--- Information supplied ---
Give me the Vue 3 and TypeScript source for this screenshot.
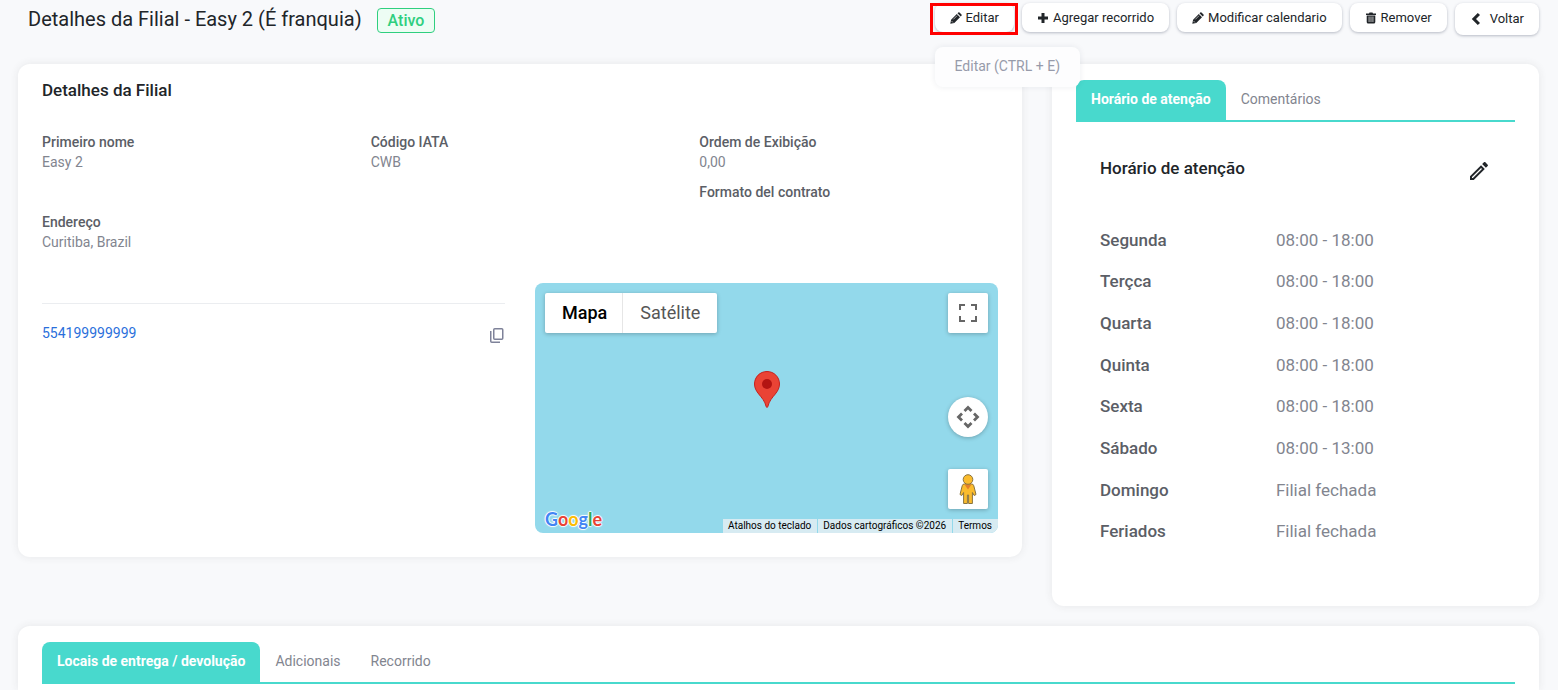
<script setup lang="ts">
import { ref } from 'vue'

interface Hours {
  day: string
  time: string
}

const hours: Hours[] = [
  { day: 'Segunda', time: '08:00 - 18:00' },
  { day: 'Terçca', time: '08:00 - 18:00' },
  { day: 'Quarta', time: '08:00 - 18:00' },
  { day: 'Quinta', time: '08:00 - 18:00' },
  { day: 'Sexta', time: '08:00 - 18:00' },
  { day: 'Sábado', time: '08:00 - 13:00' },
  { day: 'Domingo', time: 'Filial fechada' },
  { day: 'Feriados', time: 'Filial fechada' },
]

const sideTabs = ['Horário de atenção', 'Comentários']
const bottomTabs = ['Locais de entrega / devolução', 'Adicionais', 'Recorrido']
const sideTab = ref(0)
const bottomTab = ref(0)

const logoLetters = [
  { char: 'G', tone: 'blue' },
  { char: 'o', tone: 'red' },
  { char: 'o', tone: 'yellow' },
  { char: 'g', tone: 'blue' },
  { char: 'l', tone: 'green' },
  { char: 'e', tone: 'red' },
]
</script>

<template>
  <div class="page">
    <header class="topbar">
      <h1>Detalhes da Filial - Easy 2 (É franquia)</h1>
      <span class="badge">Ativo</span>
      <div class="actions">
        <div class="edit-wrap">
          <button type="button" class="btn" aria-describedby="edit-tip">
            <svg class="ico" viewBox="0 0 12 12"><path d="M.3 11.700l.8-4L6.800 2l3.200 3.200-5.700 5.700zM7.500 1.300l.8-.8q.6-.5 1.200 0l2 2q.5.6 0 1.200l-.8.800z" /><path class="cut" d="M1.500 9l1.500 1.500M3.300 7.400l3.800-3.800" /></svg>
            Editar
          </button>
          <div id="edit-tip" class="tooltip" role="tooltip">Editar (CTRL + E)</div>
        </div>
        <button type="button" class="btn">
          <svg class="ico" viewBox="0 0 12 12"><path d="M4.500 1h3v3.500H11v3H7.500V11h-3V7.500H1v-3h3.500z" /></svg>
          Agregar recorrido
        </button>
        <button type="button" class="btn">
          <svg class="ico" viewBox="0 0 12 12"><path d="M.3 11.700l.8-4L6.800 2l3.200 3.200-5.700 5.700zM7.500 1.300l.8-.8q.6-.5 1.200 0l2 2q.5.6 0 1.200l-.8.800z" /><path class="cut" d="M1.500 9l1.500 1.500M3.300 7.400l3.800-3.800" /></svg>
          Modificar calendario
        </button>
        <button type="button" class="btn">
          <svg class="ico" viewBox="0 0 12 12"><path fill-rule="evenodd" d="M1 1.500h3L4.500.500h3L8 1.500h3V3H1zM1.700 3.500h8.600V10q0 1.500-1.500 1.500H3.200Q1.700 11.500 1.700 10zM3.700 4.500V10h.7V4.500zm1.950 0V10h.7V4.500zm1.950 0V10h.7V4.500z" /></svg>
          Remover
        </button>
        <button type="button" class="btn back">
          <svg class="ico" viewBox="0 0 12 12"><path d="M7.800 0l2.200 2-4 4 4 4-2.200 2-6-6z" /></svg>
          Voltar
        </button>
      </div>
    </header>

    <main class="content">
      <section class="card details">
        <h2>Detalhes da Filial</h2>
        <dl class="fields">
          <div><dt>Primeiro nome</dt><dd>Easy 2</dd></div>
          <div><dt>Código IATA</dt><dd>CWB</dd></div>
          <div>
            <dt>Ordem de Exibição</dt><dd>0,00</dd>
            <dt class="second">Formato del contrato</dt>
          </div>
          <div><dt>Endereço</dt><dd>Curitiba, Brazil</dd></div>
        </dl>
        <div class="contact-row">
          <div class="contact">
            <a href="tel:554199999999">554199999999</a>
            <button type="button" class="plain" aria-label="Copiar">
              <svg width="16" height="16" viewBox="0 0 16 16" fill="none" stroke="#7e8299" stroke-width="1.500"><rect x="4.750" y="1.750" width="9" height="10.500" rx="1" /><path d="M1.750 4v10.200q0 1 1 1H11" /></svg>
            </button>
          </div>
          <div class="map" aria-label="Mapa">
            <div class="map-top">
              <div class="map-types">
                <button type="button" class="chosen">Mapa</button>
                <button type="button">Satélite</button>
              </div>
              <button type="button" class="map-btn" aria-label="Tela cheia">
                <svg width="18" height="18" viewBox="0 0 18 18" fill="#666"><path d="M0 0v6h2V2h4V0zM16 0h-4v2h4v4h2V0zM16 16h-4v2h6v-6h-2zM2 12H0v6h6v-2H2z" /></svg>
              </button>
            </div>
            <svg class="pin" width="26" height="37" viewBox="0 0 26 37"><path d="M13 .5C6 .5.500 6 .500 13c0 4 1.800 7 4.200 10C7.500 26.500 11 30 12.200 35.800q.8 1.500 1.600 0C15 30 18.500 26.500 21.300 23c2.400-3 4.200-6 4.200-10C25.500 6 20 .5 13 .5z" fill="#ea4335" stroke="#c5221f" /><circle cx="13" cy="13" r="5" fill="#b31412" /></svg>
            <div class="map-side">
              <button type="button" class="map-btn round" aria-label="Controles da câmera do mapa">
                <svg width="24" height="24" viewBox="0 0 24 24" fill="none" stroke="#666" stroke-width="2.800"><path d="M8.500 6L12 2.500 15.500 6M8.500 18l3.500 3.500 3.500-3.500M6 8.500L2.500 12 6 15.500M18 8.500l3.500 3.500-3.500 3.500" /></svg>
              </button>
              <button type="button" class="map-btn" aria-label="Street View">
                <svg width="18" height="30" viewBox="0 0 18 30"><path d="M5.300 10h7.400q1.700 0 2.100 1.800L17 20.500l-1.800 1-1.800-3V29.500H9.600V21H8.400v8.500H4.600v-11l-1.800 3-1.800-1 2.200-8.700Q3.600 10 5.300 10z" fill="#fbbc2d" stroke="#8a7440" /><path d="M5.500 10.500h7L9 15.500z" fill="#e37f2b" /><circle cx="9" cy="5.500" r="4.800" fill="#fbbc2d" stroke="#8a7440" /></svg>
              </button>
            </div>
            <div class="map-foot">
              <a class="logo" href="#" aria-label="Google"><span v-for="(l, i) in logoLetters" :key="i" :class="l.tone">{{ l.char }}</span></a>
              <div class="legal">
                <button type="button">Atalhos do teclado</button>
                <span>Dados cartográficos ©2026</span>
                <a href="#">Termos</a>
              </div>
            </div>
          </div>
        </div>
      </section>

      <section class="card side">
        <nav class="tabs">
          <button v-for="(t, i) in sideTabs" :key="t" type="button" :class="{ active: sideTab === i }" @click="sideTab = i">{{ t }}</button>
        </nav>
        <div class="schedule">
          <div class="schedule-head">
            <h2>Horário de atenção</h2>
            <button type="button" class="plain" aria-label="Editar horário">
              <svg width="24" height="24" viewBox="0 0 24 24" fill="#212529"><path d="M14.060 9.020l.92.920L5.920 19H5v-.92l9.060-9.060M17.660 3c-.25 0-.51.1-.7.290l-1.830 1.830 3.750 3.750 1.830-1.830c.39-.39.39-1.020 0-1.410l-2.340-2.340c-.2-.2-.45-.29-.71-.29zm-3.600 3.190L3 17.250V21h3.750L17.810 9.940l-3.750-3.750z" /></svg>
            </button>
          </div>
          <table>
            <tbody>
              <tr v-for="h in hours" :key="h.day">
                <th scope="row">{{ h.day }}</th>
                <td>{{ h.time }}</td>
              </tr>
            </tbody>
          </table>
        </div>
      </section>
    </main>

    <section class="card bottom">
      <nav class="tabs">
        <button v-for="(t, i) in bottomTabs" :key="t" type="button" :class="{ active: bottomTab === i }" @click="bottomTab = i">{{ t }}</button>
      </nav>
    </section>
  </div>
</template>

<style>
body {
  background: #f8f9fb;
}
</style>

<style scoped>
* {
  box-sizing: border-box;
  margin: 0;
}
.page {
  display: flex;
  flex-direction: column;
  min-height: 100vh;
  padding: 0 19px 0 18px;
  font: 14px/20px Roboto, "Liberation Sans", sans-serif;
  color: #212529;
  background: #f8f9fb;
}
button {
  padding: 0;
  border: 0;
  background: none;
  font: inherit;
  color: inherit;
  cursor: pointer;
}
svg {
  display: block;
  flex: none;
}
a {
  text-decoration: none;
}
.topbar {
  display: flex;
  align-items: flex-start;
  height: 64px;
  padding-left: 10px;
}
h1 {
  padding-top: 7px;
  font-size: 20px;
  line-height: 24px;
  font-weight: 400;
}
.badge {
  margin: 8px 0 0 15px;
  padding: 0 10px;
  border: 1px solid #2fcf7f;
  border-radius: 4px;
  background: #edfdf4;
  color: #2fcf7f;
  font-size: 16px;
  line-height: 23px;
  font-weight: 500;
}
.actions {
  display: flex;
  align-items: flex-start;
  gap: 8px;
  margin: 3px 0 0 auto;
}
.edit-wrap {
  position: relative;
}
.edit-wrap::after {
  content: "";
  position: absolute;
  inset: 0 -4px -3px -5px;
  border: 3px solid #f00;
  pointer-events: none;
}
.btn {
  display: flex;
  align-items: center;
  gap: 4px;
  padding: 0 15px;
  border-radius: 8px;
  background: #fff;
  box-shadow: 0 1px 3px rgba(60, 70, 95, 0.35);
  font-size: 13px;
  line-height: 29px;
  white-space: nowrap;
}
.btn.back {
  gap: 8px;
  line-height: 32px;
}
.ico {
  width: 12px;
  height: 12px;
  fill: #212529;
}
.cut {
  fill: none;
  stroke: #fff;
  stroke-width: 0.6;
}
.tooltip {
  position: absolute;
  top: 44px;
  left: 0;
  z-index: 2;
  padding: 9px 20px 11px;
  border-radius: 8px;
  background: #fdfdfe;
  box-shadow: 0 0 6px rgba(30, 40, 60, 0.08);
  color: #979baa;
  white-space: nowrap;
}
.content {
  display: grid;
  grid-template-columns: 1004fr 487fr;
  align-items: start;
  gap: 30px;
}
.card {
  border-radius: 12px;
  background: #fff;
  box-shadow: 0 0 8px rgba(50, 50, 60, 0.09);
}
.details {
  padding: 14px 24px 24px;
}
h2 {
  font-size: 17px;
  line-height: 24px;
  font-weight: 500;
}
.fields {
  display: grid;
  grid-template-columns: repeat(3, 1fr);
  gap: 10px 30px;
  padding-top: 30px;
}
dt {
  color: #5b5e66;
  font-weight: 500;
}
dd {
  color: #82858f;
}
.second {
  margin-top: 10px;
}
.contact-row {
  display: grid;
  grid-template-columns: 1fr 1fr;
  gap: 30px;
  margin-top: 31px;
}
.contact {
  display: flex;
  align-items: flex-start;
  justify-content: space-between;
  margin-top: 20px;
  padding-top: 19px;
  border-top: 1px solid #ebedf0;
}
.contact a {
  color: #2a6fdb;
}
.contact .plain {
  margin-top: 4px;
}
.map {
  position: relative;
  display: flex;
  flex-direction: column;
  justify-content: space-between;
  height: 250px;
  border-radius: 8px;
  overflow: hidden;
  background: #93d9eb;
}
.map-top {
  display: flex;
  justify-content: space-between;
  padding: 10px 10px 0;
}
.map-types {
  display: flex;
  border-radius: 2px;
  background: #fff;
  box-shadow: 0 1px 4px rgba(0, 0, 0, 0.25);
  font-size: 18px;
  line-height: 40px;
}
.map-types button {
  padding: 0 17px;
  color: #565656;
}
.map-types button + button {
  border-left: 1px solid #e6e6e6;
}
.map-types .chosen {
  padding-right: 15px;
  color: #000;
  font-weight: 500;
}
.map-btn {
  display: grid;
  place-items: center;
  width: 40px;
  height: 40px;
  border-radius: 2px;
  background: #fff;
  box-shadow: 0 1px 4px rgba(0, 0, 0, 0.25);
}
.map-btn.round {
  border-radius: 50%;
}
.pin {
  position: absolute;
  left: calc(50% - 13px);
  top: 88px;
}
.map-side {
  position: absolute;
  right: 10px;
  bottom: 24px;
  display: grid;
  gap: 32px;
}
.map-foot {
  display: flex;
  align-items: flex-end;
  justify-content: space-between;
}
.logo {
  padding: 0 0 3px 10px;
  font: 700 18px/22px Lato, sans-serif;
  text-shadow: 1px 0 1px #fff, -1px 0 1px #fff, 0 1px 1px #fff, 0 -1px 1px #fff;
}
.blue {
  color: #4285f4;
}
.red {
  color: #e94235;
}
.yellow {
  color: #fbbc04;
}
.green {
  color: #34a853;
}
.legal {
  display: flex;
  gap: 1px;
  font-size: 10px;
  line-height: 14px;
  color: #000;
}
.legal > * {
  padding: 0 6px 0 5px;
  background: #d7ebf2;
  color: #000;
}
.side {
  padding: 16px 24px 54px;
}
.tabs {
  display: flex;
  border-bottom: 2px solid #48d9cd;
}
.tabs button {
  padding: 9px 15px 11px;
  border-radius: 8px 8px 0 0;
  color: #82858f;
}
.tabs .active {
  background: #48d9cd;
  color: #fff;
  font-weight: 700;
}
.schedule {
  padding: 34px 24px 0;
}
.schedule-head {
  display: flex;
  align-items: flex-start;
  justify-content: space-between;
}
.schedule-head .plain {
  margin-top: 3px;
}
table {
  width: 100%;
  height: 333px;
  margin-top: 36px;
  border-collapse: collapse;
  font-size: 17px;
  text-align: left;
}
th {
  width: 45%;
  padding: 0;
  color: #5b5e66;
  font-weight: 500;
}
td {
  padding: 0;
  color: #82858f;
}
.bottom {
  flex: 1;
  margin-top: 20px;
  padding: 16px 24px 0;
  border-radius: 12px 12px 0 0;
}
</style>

--- Written exercise ---
From the first line above down to the line with "const bottomTab = ref(0)", reproduce every line and no others, omitting pictures.

--- Solution for this problem ---
Give me the Vue 3 and TypeScript source for this screenshot.
<script setup lang="ts">
import { ref } from 'vue'

interface Hours {
  day: string
  time: string
}

const hours: Hours[] = [
  { day: 'Segunda', time: '08:00 - 18:00' },
  { day: 'Terçca', time: '08:00 - 18:00' },
  { day: 'Quarta', time: '08:00 - 18:00' },
  { day: 'Quinta', time: '08:00 - 18:00' },
  { day: 'Sexta', time: '08:00 - 18:00' },
  { day: 'Sábado', time: '08:00 - 13:00' },
  { day: 'Domingo', time: 'Filial fechada' },
  { day: 'Feriados', time: 'Filial fechada' },
]

const sideTabs = ['Horário de atenção', 'Comentários']
const bottomTabs = ['Locais de entrega / devolução', 'Adicionais', 'Recorrido']
const sideTab = ref(0)
const bottomTab = ref(0)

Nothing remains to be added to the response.